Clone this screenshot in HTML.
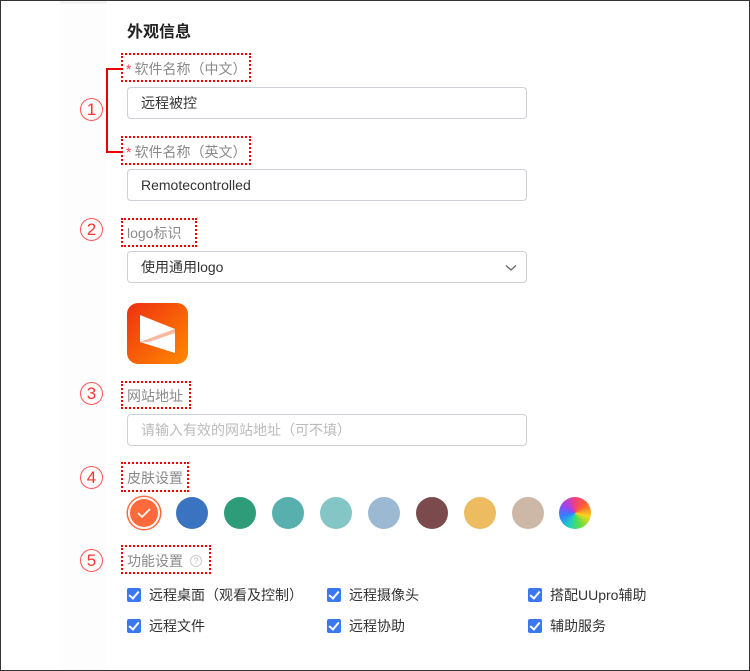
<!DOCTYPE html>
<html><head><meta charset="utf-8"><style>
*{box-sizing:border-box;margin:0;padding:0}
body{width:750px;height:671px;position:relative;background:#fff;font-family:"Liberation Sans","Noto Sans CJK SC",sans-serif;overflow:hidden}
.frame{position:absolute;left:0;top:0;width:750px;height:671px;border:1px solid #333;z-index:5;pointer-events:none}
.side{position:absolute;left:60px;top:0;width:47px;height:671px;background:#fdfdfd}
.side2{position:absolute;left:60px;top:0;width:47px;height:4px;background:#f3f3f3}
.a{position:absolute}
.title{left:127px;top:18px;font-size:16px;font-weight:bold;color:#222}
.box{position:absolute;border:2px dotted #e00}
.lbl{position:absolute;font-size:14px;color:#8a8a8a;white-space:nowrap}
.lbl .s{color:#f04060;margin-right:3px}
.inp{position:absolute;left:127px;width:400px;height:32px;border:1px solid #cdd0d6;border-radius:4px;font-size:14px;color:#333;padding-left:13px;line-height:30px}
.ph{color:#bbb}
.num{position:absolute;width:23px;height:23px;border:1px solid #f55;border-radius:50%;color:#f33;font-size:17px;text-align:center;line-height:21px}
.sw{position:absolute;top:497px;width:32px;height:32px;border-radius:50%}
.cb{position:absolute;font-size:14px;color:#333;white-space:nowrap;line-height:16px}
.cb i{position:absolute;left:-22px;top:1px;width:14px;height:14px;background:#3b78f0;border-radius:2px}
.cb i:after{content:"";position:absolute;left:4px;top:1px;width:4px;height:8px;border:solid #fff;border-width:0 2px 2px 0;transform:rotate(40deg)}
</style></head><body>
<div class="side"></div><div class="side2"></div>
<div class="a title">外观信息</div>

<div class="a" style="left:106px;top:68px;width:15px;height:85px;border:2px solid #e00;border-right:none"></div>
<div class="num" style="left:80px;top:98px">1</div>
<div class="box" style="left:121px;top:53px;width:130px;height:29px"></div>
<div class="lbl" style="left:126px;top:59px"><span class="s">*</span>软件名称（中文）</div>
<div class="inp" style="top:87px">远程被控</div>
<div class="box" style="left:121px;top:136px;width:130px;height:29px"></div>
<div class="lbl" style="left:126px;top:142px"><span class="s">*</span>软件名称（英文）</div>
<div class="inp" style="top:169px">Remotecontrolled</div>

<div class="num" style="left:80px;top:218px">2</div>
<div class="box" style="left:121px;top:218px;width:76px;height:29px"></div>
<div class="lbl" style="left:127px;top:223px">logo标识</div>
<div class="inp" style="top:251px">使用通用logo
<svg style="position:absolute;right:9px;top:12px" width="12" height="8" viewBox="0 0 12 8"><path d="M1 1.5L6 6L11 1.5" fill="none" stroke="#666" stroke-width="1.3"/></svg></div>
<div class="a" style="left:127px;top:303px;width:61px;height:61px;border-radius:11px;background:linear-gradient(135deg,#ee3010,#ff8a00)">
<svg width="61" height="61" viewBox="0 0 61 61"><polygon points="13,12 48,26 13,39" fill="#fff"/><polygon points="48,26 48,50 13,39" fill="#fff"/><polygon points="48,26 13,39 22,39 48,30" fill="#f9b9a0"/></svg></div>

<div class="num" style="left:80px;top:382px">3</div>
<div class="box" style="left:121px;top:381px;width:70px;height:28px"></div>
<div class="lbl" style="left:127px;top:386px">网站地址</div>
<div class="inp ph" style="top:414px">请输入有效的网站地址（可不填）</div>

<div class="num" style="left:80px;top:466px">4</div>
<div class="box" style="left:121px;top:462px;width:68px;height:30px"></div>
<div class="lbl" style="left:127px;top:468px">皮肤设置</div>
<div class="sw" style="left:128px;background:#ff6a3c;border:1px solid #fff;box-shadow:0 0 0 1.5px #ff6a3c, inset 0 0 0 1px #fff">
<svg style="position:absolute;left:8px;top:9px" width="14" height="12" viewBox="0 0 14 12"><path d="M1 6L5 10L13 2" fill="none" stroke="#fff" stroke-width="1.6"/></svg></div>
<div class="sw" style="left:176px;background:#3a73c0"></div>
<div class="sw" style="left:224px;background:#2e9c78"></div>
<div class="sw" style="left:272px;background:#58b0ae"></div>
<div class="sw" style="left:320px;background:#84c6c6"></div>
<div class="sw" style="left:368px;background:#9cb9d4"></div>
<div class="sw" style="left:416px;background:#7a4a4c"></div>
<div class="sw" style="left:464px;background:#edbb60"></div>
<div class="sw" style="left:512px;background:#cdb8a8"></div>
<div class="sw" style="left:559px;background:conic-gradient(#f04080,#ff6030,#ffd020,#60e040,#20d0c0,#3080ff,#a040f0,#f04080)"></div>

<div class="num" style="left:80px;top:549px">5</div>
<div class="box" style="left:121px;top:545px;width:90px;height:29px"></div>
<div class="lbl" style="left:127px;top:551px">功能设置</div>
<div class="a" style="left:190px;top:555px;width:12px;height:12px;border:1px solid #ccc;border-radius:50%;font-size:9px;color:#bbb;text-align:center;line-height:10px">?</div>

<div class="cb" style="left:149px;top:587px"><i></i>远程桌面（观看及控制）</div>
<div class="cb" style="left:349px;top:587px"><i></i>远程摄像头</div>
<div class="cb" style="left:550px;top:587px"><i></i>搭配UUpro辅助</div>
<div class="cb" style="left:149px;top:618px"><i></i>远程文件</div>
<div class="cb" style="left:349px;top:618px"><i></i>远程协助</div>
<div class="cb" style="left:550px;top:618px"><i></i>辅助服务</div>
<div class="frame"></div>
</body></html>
▬▬▬
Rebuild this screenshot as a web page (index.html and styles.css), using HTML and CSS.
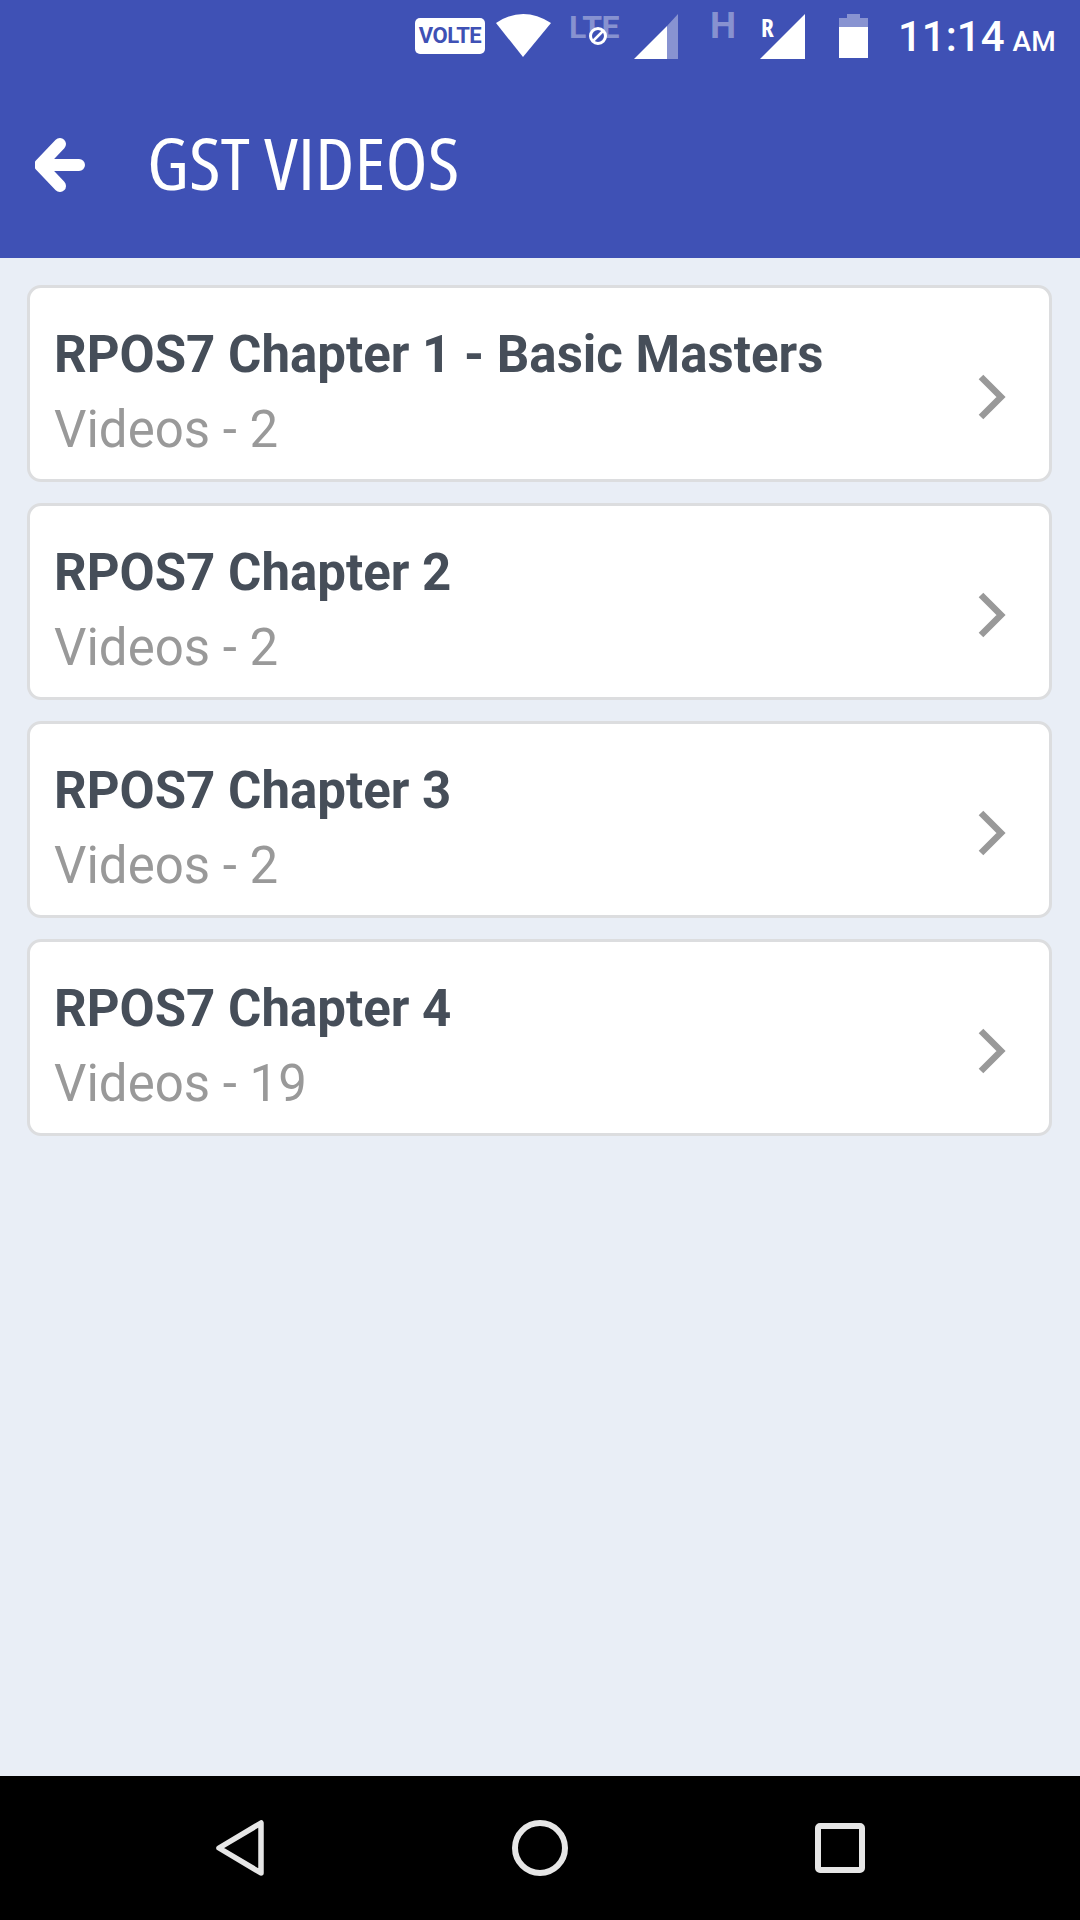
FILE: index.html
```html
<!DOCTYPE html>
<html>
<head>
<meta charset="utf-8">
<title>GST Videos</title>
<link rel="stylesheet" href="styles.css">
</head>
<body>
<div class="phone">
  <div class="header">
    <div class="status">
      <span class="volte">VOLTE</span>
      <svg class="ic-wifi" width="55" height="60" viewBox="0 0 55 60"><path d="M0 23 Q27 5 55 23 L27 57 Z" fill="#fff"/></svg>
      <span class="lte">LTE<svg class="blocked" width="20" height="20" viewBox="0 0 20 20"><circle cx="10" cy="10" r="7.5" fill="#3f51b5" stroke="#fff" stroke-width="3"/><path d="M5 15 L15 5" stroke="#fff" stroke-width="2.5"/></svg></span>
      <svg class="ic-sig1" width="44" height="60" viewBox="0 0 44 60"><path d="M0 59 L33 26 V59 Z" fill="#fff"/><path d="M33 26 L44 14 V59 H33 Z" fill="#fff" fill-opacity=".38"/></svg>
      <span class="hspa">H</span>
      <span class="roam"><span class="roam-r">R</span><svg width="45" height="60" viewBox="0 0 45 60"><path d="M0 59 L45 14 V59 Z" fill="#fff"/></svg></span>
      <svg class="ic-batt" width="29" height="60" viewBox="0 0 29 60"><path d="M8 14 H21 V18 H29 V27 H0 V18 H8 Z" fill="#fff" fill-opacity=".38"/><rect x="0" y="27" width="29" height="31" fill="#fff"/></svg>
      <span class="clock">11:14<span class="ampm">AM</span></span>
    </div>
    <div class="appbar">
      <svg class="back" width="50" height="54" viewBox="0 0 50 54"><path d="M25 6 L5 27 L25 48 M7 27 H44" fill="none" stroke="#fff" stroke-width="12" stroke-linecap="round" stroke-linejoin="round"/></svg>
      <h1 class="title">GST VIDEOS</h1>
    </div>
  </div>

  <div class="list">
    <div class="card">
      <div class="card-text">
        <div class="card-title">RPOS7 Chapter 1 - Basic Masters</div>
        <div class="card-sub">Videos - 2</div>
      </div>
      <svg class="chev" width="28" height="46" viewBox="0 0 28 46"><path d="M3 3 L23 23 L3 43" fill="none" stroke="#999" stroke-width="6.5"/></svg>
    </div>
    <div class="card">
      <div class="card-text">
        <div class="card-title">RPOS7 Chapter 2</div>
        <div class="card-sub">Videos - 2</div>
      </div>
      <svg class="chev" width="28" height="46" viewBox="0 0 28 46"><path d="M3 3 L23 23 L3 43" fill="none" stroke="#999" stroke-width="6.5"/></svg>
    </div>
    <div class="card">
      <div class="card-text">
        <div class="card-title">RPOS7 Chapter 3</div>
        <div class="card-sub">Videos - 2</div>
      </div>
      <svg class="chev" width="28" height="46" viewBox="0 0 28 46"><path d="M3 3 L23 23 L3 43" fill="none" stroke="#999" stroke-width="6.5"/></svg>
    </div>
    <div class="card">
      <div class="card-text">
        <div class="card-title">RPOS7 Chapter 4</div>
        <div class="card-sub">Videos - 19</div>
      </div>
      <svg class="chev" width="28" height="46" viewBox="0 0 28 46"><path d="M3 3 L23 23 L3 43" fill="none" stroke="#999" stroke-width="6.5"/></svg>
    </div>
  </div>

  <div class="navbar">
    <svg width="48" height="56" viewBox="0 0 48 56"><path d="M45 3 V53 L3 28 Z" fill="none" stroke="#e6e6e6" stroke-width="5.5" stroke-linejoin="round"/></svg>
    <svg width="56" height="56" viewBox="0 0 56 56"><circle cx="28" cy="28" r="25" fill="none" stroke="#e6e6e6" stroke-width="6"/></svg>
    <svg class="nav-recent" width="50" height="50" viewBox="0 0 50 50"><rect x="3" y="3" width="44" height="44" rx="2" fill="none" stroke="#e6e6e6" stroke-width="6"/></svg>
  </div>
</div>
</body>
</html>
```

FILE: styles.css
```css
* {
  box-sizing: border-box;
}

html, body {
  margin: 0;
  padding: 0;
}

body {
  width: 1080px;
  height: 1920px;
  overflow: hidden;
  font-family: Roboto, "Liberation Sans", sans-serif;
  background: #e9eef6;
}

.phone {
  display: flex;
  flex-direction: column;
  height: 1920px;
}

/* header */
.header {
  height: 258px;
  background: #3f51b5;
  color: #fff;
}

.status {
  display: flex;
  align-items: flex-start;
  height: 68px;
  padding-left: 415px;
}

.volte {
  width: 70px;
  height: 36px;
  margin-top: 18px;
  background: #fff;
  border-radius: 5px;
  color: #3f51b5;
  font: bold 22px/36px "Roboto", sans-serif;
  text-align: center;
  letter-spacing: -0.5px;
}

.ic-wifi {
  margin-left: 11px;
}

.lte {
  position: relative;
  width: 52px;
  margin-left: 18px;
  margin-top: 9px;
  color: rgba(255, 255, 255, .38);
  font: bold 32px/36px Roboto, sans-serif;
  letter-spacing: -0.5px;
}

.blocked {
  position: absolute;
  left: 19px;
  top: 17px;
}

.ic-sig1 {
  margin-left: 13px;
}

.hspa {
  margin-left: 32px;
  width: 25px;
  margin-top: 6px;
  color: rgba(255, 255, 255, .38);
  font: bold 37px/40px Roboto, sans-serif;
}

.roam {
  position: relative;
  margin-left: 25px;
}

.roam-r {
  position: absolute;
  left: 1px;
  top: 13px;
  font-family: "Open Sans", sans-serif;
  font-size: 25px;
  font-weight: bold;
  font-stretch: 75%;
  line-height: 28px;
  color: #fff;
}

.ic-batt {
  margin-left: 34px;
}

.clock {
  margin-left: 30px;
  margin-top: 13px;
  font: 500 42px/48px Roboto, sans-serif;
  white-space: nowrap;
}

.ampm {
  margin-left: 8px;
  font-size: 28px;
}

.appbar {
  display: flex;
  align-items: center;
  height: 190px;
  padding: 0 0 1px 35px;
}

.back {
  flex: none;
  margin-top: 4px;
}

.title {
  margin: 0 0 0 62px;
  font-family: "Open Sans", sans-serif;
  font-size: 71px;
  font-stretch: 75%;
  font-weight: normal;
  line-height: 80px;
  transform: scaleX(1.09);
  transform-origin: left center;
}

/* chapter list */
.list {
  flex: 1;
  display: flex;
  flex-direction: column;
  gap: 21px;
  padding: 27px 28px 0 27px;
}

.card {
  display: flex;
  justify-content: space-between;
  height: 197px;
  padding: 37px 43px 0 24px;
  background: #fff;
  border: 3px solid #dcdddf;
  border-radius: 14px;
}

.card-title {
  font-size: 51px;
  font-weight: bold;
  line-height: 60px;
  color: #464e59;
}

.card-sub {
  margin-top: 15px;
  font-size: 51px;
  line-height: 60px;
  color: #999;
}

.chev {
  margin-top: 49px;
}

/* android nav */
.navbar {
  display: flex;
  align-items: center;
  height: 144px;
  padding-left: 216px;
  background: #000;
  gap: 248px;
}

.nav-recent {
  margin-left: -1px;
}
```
▬▬▬
From the entries above, collect every line with the string "index" in it.

Task response>
.frame{position:absolute;left:0;top:0;width:750px;height:671px;border:1px solid #333;z-index:5;pointer-events:none}
Rebuild this screenshot as a web page (index.html and styles.css), using HTML and CSS.
FILE: index.html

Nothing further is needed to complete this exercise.